The BC Employment Standards Act (the “Act“), requires employers to give employees compensation for length of service when they are being terminated. Employers can also discharge this liability by giving employees written notice or a combination of pay and written notice.
Compensation for length of service under Section 63 of the Act:
- After 3 consecutive months of employment, the employer must pay an employee an amount equal to one week’s wages, or give the employee one week’s written notice or a combination of the two.
- After 12 consecutive months of employment, the employer must pay an employee an amount equal to two weeks wages, or give the employee two weeks written notice or a combination of the two.

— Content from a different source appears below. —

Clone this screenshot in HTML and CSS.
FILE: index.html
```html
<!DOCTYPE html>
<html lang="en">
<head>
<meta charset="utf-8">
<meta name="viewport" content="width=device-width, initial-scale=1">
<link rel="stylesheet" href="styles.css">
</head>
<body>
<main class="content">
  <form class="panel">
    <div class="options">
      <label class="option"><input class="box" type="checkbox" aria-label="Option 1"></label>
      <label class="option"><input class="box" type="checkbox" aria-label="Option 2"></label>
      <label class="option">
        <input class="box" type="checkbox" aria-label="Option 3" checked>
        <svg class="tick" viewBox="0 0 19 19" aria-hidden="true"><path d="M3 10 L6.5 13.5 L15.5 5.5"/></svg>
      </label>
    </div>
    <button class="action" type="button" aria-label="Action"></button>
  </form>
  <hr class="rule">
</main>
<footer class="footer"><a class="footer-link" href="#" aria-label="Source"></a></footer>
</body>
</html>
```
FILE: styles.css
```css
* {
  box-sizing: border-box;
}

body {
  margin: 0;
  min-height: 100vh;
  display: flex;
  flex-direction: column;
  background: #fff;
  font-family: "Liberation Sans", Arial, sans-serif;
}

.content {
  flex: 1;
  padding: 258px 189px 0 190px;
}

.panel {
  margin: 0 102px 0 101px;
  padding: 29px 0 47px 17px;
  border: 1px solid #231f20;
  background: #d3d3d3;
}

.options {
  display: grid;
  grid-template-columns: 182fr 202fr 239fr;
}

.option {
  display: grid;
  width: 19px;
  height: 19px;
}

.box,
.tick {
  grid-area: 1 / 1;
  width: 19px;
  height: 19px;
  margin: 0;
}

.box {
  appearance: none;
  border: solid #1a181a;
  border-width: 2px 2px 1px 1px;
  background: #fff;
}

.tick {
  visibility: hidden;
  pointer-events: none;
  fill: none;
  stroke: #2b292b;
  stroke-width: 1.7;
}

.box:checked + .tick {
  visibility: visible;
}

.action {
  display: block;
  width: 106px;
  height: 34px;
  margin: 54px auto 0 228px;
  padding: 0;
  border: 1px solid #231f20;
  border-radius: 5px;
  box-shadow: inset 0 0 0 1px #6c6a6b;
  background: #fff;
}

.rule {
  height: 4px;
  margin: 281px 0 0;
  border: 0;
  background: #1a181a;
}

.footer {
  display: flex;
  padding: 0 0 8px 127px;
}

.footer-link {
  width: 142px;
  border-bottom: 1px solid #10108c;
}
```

- After 3 consecutive years of employment, the employer must pay an employee an amount equal to three weeks wages plus one additonal week’s wages for each additional year of employment to a maximum of 8 weeks wages. The employer can discharge this obligation by giving written notice or a combination of written notice and pay.
An employer cannot change the employee’s conditions of employment without the employee’s consent after notice of termination has been given.

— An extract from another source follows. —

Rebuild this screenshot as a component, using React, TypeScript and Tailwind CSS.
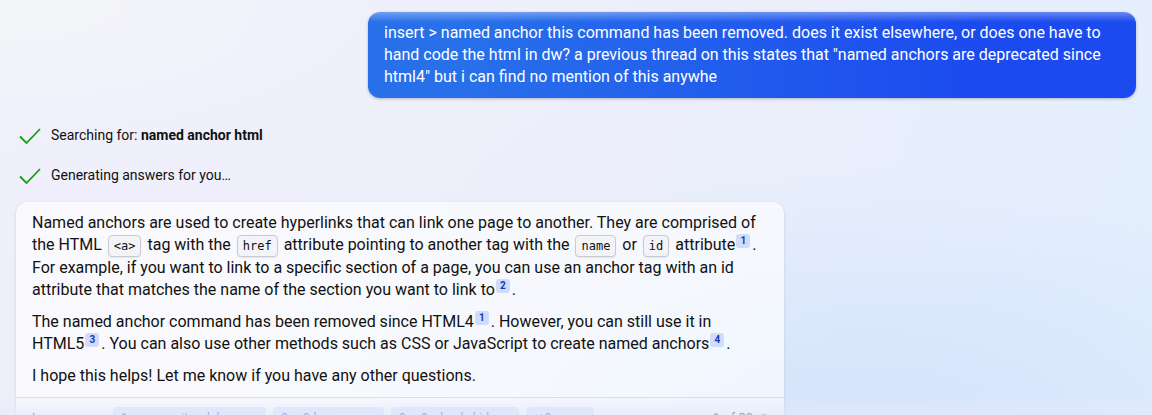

The notice period cannot coincide with an employee’s vacation.
Vacation pay is payable on compensation for length of service.
An employer is not required to give compensation for length of service or to give written notice of termination in the following circumstances:
- the employee resigns or retires
- the employee is dismissed for just cause
- the employee is working under an arrangement whereby the employer can request the employee to come to work at any time for a temporary period and the employee can accept/reject one or more of the temporary periods
- the employee is employed for a definite term
- the employee is employed for specific work which is to be completed within a period of up to 12 months
- it is not possible for the employment contract to be performed due to an unforeseeable event or circumstance (except for receivership or insolvency)

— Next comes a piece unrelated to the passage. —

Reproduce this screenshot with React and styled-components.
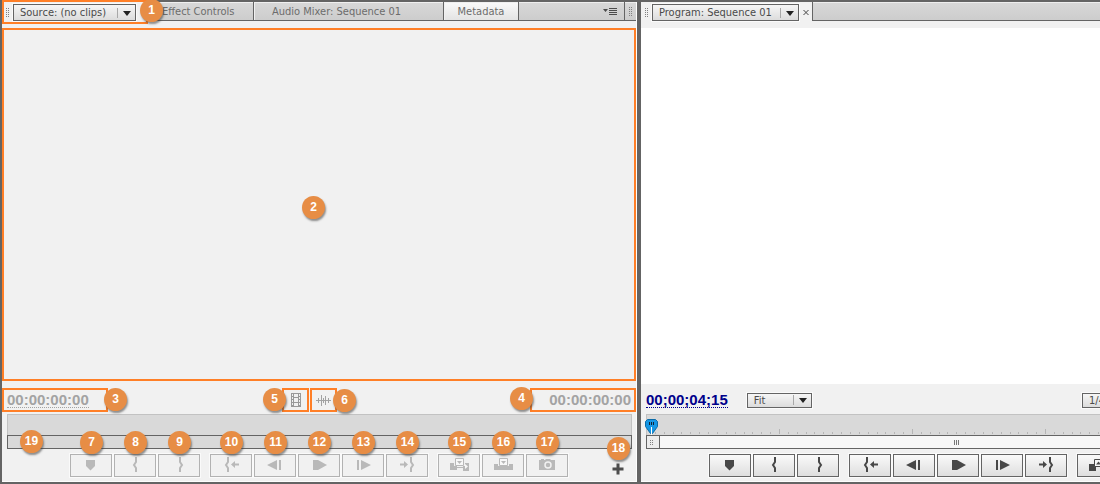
import React from "react";
import styled, { createGlobalStyle } from "styled-components";

const frame = "#646464";
const accent = "#ff7f27";

const GlobalStyle = createGlobalStyle`
  * {
    box-sizing: border-box;
  }

  body {
    margin: 0;
    background: ${frame};
    font-family: "DejaVu Sans Condensed", "DejaVu Sans", Tahoma, sans-serif;
    font-size: 11px;
    color: #4a4a4a;
  }

  button, select {
    font: inherit;
    color: inherit;
    margin: 0;
  }
`;

const Workspace = styled.main`
  display: grid;
  grid-template-columns: repeat(2, minmax(635px, 1fr));
  gap: 4px;
  height: 100vh;
  padding: 2px 0 2px 2px;
  overflow: hidden;
`;

const Panel = styled.section`
  display: flex;
  flex-direction: column;
  min-height: 0;
  background: #f1f1f1;
  border: 1px solid #fdfdfd;
  border-width: 0 1px 1px 0;
`;

const TabBar = styled.div`
  display: flex;
  flex: none;
  height: 19px;
  background: linear-gradient(#d8d8d8, #cccccc);
  box-shadow: inset 0 1px #eeeeee, inset 0 -1px ${frame};
`;

const ActiveTab = styled.div`
  position: relative;
  display: flex;
  align-items: center;
  gap: 4px;
  padding: 2px 0 0 4px;
  width: ${(p) => p.$width}px;
  background: #f1f1f1;
  border-right: ${(p) => (p.$outlined ? 0 : 1)}px solid ${frame};
`;

const Tab = styled.button`
  padding: 0 0 1px ${(p) => p.$indent || 0}px;
  width: ${(p) => p.$width}px;
  border: 0;
  border-right: 1px solid ${frame};
  background: ${(p) => (p.$lit ? "linear-gradient(#fafafa, #e2e2e2)" : "transparent")};
  box-shadow: inset 0 -1px ${frame}, inset 1px 1px #f0f0f0;
  color: #6c6c6c;
  text-align: ${(p) => (p.$lit ? "center" : "left")};
  white-space: nowrap;
`;

const MenuButton = styled.button`
  display: flex;
  align-items: center;
  margin-left: auto;
  padding: 0 6px 0 0;
  border: 0;
  border-right: 1px solid ${frame};
  background: none;
`;

const GripCell = styled.div`
  display: flex;
  align-items: center;
  padding: 0 4px;
`;

const CloseButton = styled.button`
  display: flex;
  padding: 0;
  border: 0;
  background: none;
`;

const SelectBox = styled.div`
  position: relative;
  flex: none;
  width: ${(p) => p.$width}px;
  height: ${(p) => p.$height || 17}px;

  select {
    appearance: none;
    display: block;
    width: 100%;
    height: 100%;
    padding: 0 0 0 6px;
    border: 1px solid ${frame};
    border-radius: 0;
    background: linear-gradient(#f6f6f6, #dcdcdc);
    box-shadow: 0 0 0 1px #fbfbfb;
  }

  svg {
    position: absolute;
    right: 5px;
    top: 50%;
    margin-top: -6px;
    pointer-events: none;
  }
`;

const Outline = styled.div`
  position: absolute;
  inset: ${(p) => p.$inset || "0"};
  border: 2px solid ${accent};
  pointer-events: none;
`;

const Screen = styled.div`
  position: relative;
  flex: 1;
  min-height: 0;
  margin-top: 7px;
  background: ${(p) => p.$color};
`;

const Badge = styled.span`
  position: absolute;
  z-index: 2;
  left: ${(p) => p.$left || "50%"};
  top: ${(p) => p.$top || "50%"};
  width: 23px;
  height: 23px;
  margin: -11px 0 0 -11px;
  border-radius: 50%;
  background: #e78d45;
  box-shadow: 1px 2px 2px rgba(60, 60, 60, 0.55);
  color: #fff;
  font: bold 12px/23px "Liberation Sans", Arial, sans-serif;
  text-align: center;
`;

const InfoRow = styled.div`
  display: flex;
  flex: none;
  align-items: center;
  height: 24px;
  margin-top: ${(p) => p.$top}px;
  padding: ${(p) => p.$padding || "0"};
`;

const TimeCell = styled.div`
  position: relative;
  display: flex;
  width: 106px;
  height: 24px;
  align-items: center;
  justify-content: ${(p) => (p.$end ? "flex-end" : "flex-start")};
  padding: 0 5px;
`;

const Timecode = styled.span`
  font: bold 15px/15px "Liberation Sans", Arial, sans-serif;
  color: ${(p) => (p.$live ? "#00008b" : "#a3a3a3")};
  border-bottom: 1px dotted ${(p) => (p.$plain ? "transparent" : "currentColor")};
`;

const ProgramSelects = styled.div`
  display: flex;
  flex: 1;
  justify-content: space-between;
  padding-left: 19px;
`;

const DragIcons = styled.div`
  display: flex;
  flex: 1;
  justify-content: center;
  gap: 1px;
  padding-right: 19px;
`;

const DragButton = styled.button`
  position: relative;
  display: flex;
  align-items: center;
  justify-content: center;
  width: 27px;
  height: 24px;
  padding: 0;
  border: 2px solid ${accent};
  background: none;
`;

const Timeline = styled.div`
  position: relative;
  flex: none;
  margin: 2px 4px 0 5px;
`;

const Ruler = styled.div`
  height: 21px;
  background: #d9d9d9;
  border: 1px solid #c2c2c2;
  border-bottom: 0;

  svg {
    display: block;
  }
`;

const ScrollTrack = styled.div`
  display: flex;
  height: 14px;
  border: 1px solid ${frame};
  background: ${(p) => (p.$empty ? "#d9d9d9" : "#f7f7f7")};
`;

const ScrollHandle = styled.div`
  display: flex;
  align-items: center;
  justify-content: center;
  width: 13px;
  padding-right: 3px;
  background: #ececec;
  border: 0 solid ${frame};
  border-right-width: ${(p) => (p.$end ? 0 : 1)}px;
  border-left-width: ${(p) => (p.$end ? 1 : 0)}px;
`;

const ScrollThumb = styled.div`
  display: flex;
  flex: 1;
  align-items: center;
  justify-content: center;
  padding-right: 5px;
`;

const Playhead = styled.svg`
  position: absolute;
  left: -1px;
  top: 5px;
`;

const Transport = styled.div`
  position: relative;
  display: flex;
  flex: none;
  justify-content: center;
  gap: 10px;
  margin: 5px 0 4px;
  height: 23px;
`;

const ButtonGroup = styled.div`
  display: flex;
  gap: 2px;
`;

const ButtonSlot = styled.div`
  position: relative;
`;

const TransportButton = styled.button`
  display: block;
  width: 42px;
  height: 23px;
  padding: 0;
  border: 1px solid ${frame};
  background: linear-gradient(#fafafa, #dedede);
  box-shadow: 0 0 0 1px #fafafa;
  color: #484848;

  svg {
    display: block;
    margin: -1px;
  }

  &:disabled {
    border-color: #b2b2b2;
    background: #f1f1f1;
    color: #b9b9b9;
  }
`;

const AddSlot = styled.div`
  position: absolute;
  right: 12px;
  top: 9px;

  button {
    display: block;
    padding: 0;
    border: 0;
    background: none;
  }

  svg {
    display: block;
  }
`;

const Grip = ({ rows = 5 }) => (
  <svg width="3" height={rows * 2 - 1} fill="#808080" shapeRendering="crispEdges">
    {Array.from({ length: rows }, (_, i) => (
      <path key={i} d={`M0 ${i * 2}h1v1H0zM2 ${i * 2}h1v1H2z`} />
    ))}
  </svg>
);

const Dropdown = ({ label, value, width, height }) => (
  <SelectBox $width={width} $height={height}>
    <select aria-label={label} defaultValue={value}>
      <option>{value}</option>
    </select>
    <svg width="16" height="12">
      <path d="M2.5 1v10" stroke="#a8a8a8" />
      <path d="M8 4h8l-4 5z" fill="#222" />
    </svg>
  </SelectBox>
);

const glyphs = {
  marker: <path d="M16 6h9v6l-4.5 4.5L16 12z" />,
  in: <path d="M22 3v5l-2 3 2 3v4" fill="none" stroke="currentColor" strokeWidth="2" />,
  out: <path d="M22 3v5l2 3-2 3v4" fill="none" stroke="currentColor" strokeWidth="2" />,
  goIn: (
    <>
      <path d="M18 3v5l-2 3 2 3v4" fill="none" stroke="currentColor" strokeWidth="2" />
      <path d="M21 10.5L25 7v2.500h4v2h-4V14z" />
    </>
  ),
  back: <path d="M13 11l10-5v10zM25 6h2v10h-2z" />,
  play: <path d="M15 6h5l9 5-9 5h-5z" />,
  forward: <path d="M15 6h2v10h-2zM19 6l10 5-10 5z" />,
  goOut: (
    <>
      <path d="M25 3v5l2 3-2 3v4" fill="none" stroke="currentColor" strokeWidth="2" />
      <path d="M22 10.5L18 7v2.500h-4v2h4V14z" />
    </>
  ),
  insert: (
    <>
      <path d="M12 9h7v7h-7zM25 9h6v8h-6zM19 13h6v1h-6z" />
      <path d="M16 3h11v9H16z" fill="#f1f1f1" />
      <path d="M17.500 4.500h8v7h-8z" fill="#f8f8f8" stroke="currentColor" />
      <path d="M19 7h5l-2.500 3z" />
      <path d="M27 10l3 2.500-3 2.500z" fill="#f8f8f8" />
    </>
  ),
  overwrite: (
    <>
      <path d="M12 10h19v6H12z" />
      <path d="M16 3h11v9H16z" fill="#f1f1f1" />
      <path d="M17.500 4.500h8v7h-8z" fill="#f8f8f8" stroke="currentColor" />
      <path d="M19 7h5l-2.500 3z" />
    </>
  ),
  camera: (
    <>
      <path d="M13 6h2V5h3v1h1l1-1h4l1 1h4v10H13z" />
      <circle cx="22" cy="11" r="3" fill="none" stroke="#f1f1f1" strokeWidth="1.5" />
    </>
  ),
  lift: (
    <>
      <path d="M12 10h7v7h-7zM24 10h7v7h-7z" />
      <path d="M17.500 5.500h8v7h-8z" fill="#f8f8f8" stroke="currentColor" />
      <path d="M19 10.500h5l-2.500-3z" />
    </>
  ),
};

const sourceButtons = [
  [["Add Marker", "marker", 7], ["Mark In", "in", 8], ["Mark Out", "out", 9]],
  [
    ["Go to In", "goIn", 10],
    ["Step Back", "back", 11],
    ["Play", "play", 12],
    ["Step Forward", "forward", 13],
    ["Go to Out", "goOut", 14],
  ],
  [["Insert", "insert", 15], ["Overwrite", "overwrite", 16], ["Export Frame", "camera", 17]],
];

const programButtons = [
  [["Add Marker", "marker"], ["Mark In", "in"], ["Mark Out", "out"]],
  [
    ["Go to In", "goIn"],
    ["Step Back", "back"],
    ["Play", "play"],
    ["Step Forward", "forward"],
    ["Go to Out", "goOut"],
  ],
  [["Lift", "lift"], ["Extract", "lift"], ["Export Frame", "camera"]],
];

const Controls = ({ groups, disabled, children }) => (
  <Transport>
    {groups.map((group, i) => (
      <ButtonGroup key={i}>
        {group.map(([label, glyph, number]) => (
          <ButtonSlot key={label}>
            <TransportButton aria-label={label} disabled={disabled}>
              <svg width="42" height="23" fill="currentColor">
                {glyphs[glyph]}
              </svg>
            </TransportButton>
            {number && <Badge $top="-12px">{number}</Badge>}
          </ButtonSlot>
        ))}
      </ButtonGroup>
    ))}
    {children}
  </Transport>
);

// 15 divisions between two tall ticks
const Ticks = () => (
  <svg width="100%" height="20" stroke="#b5b5b5">
    {Array.from({ length: 70 }, (_, i) => {
      const x = Math.round((i * 133) / 15) - 0.5;
      return <path key={i} d={`M${x} ${i % 15 ? 17 : 14}V19`} />;
    })}
  </svg>
);

const SourcePanel = () => (
  <Panel>
    <TabBar>
      <ActiveTab $width={146} $outlined>
        <Grip />
        <Dropdown label="Source" value="Source: (no clips)" width={123} />
        <Outline $inset="-2px 0 -3px 0" />
        <Badge $left="149px" $top="8px">1</Badge>
      </ActiveTab>
      <Tab $width={106} $indent={14}>Effect Controls</Tab>
      <Tab $width={190} $indent={18}>Audio Mixer: Sequence 01</Tab>
      <Tab $width={75} $lit>Metadata</Tab>
      <MenuButton aria-label="Panel menu">
        <svg width="15" height="9" fill="#4c4c4c">
          <path d="M0 2h5L2.500 5zM6 1h8v1H6zM6 3h8v1H6zM6 5h8v1H6zM6 7h8v1H6z" />
        </svg>
      </MenuButton>
      <GripCell>
        <Grip />
      </GripCell>
    </TabBar>
    <Screen $color="#f1f1f1">
      <Outline />
      <Badge $left="311px" $top="179px">2</Badge>
    </Screen>
    <InfoRow $top={7}>
      <TimeCell>
        <Outline />
        <Timecode>00:00:00:00</Timecode>
        <Badge $left="113px" $top="11px">3</Badge>
      </TimeCell>
      <DragIcons>
        <DragButton aria-label="Drag video only">
          <svg width="10" height="14" fill="#999" shapeRendering="crispEdges">
            <path d="M0 0h10v14H0z" />
            <path
              d="M1 1h1v2H1zM1 4h1v2H1zM1 7h1v2H1zM1 10h1v2H1zM8 1h1v2H8zM8 4h1v2H8zM8 7h1v2H8zM8 10h1v2H8zM3 1h4v3H3zM3 5h4v4H3zM3 10h4v3H3z"
              fill="#f1f1f1"
            />
          </svg>
          <Badge $left="-10px" $top="9px">5</Badge>
        </DragButton>
        <DragButton aria-label="Drag audio only">
          <svg width="15" height="13" stroke="#a2a2a2">
            <path d="M0 6.500h15M2.500 4v5M5.500 1v11M7.500 4v5M9.500 2v9M12.500 4v5" />
          </svg>
          <Badge $left="32px" $top="10px">6</Badge>
        </DragButton>
      </DragIcons>
      <TimeCell $end>
        <Outline />
        <Timecode $plain>00:00:00:00</Timecode>
        <Badge $left="-9px" $top="10px">4</Badge>
      </TimeCell>
    </InfoRow>
    <Timeline>
      <Ruler />
      <ScrollTrack $empty />
      <Badge $left="24px" $top="27px">19</Badge>
    </Timeline>
    <Controls groups={sourceButtons} disabled>
      <AddSlot>
        <button aria-label="Button editor">
          <svg width="12" height="12" fill="#4d4d4d">
            <path d="M4.500 0.500h3v4h4v3h-4v4h-3v-4h-4v-3h4z" />
          </svg>
        </button>
        <Badge $top="-15px">18</Badge>
      </AddSlot>
    </Controls>
  </Panel>
);

const ProgramPanel = () => (
  <Panel>
    <TabBar>
      <ActiveTab $width={172}>
        <Grip />
        <Dropdown label="Program" value="Program: Sequence 01" width={147} />
        <CloseButton aria-label="Close">
          <svg width="6" height="7" stroke="#444">
            <path d="M0.500 1l5 5M5.500 1l-5 5" />
          </svg>
        </CloseButton>
      </ActiveTab>
    </TabBar>
    <Screen $color="#fff" />
    <InfoRow $top={4} $padding="0 128px 0 5px">
      <Timecode $live>00;00;04;15</Timecode>
      <ProgramSelects>
        <Dropdown label="Zoom" value="Fit" width={65} height={15} />
        <Dropdown label="Resolution" value="1/4" width={65} height={15} />
      </ProgramSelects>
    </InfoRow>
    <Timeline>
      <Ruler>
        <Ticks />
      </Ruler>
      <ScrollTrack>
        <ScrollHandle>
          <Grip rows={3} />
        </ScrollHandle>
        <ScrollThumb>
          <svg width="5" height="5" fill="#777" shapeRendering="crispEdges">
            <path d="M0 0h1v5H0zM2 0h1v5H2zM4 0h1v5H4z" />
          </svg>
        </ScrollThumb>
        <ScrollHandle $end>
          <Grip rows={3} />
        </ScrollHandle>
      </ScrollTrack>
      <Playhead width="13" height="16">
        <path d="M2.500 0.500h8l2 2v5l-5 7h-2l-5-7v-5z" fill="#1496e4" stroke="#0b6ba8" />
        <path d="M4.500 3v3M6.500 3v3M8.500 3v3" stroke="#123" />
        <path d="M6.500 8v8" stroke="#fff" />
      </Playhead>
    </Timeline>
    <Controls groups={programButtons} />
  </Panel>
);

const App = () => (
  <>
    <GlobalStyle />
    <Workspace>
      <SourcePanel />
      <ProgramPanel />
    </Workspace>
  </>
);

export default App;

- the employee is employed at one or more construction sites and the employer’s principal business is construction
- the employee has been offered and has refused reasonable alternative employment
- the Act does not apply to the employee
The information provided above relates to an employer’s statutory notice obligations.
Employers must not forget that common law reasonable notice obligations would apply even in situations where the Act does not require notice. A couple of examples:
- The Act does not require an employer to provide compensation for length of service if the employment is for a definite term. However, if an employer terminates an employee prior to the end of a fixed term contract, pursuant to the common law, an employer must pay out the balance of the term, unless the contract provides for some other period of reasonable notice.
- The Act does not require an employer to pay compensation for length of service to an employee who is excluded from the application of the Act. However, these employees must be given notice in accordance with the common law requirement to provide reasonable notice.
Employee terminations must be done carefully and employers are encouraged to seek legal counsel before terminating an employee or employees.